WHAT IS EXPECTED
List each line holding the string "React".

INFORMATION SHOWN
····················

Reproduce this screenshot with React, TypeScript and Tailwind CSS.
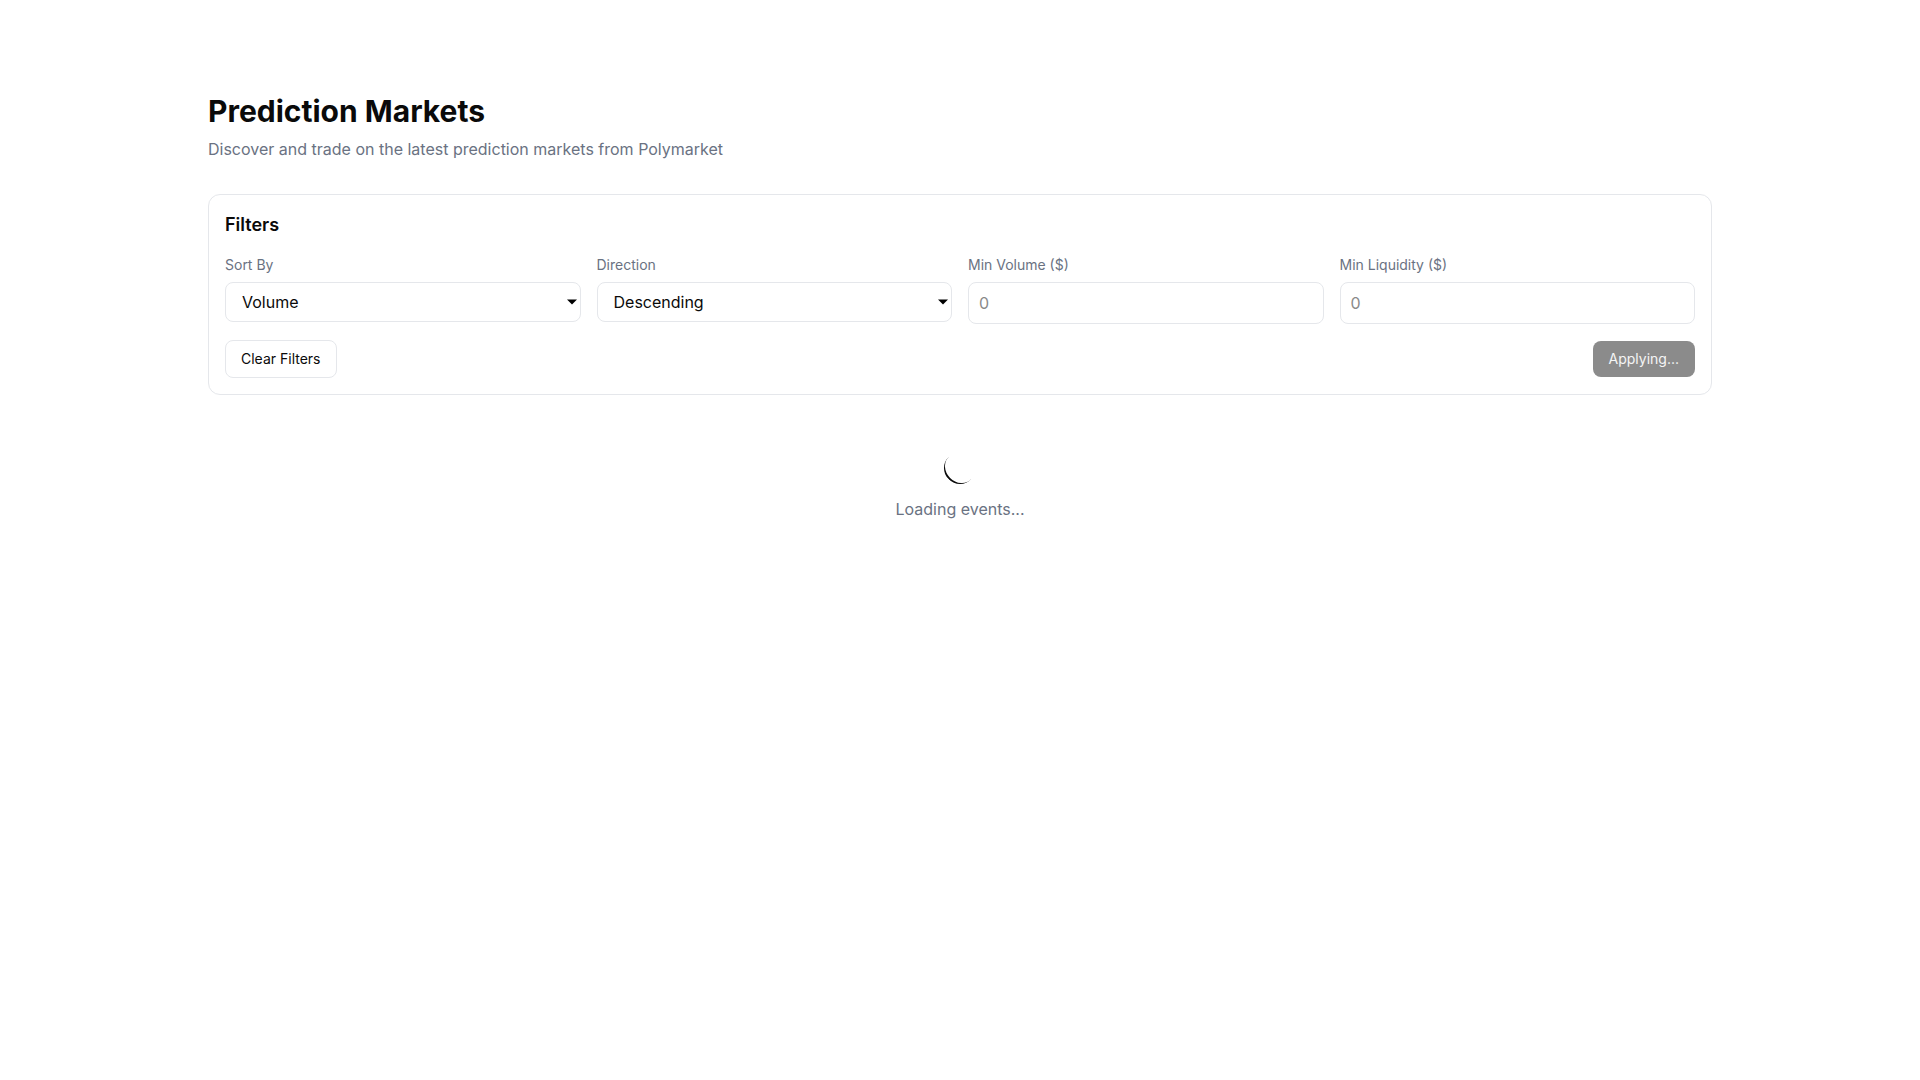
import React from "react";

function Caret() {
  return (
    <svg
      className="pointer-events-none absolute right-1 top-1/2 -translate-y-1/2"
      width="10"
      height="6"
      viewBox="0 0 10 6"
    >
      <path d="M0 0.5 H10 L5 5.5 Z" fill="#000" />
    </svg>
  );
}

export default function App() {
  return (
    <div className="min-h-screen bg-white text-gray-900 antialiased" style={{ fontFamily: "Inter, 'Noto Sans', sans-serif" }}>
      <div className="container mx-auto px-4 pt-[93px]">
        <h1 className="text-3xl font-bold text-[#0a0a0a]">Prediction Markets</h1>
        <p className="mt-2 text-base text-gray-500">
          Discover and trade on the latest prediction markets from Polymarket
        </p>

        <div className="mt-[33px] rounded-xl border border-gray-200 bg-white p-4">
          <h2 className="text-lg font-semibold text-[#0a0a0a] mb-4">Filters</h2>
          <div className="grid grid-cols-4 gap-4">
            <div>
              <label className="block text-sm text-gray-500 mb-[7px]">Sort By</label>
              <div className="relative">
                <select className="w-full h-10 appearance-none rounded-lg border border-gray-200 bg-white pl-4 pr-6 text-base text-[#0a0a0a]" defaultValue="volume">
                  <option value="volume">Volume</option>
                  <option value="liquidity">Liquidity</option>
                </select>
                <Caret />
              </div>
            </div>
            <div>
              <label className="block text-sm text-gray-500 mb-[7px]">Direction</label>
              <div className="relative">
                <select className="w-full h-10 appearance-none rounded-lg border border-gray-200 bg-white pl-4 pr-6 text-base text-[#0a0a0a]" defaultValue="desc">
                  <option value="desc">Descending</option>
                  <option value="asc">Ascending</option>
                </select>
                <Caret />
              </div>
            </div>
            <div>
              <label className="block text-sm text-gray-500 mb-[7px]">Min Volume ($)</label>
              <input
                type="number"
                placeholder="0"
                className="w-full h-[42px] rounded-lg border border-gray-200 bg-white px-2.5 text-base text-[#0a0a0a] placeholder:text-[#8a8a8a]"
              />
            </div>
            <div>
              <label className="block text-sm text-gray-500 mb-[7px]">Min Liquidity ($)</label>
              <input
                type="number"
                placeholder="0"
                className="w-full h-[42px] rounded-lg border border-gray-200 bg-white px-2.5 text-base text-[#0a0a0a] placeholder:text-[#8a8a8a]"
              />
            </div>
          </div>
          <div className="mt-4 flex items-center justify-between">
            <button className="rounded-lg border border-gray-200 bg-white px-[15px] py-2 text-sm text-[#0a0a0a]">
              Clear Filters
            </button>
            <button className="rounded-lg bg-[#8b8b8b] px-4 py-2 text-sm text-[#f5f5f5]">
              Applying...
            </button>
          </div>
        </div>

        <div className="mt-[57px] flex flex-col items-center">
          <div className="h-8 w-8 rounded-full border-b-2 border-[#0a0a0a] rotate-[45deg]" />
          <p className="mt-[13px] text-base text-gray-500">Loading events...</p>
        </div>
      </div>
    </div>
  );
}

····················

EXPECTED ANSWER
Reproduce this screenshot with React, TypeScript and Tailwind CSS.
import React from "react";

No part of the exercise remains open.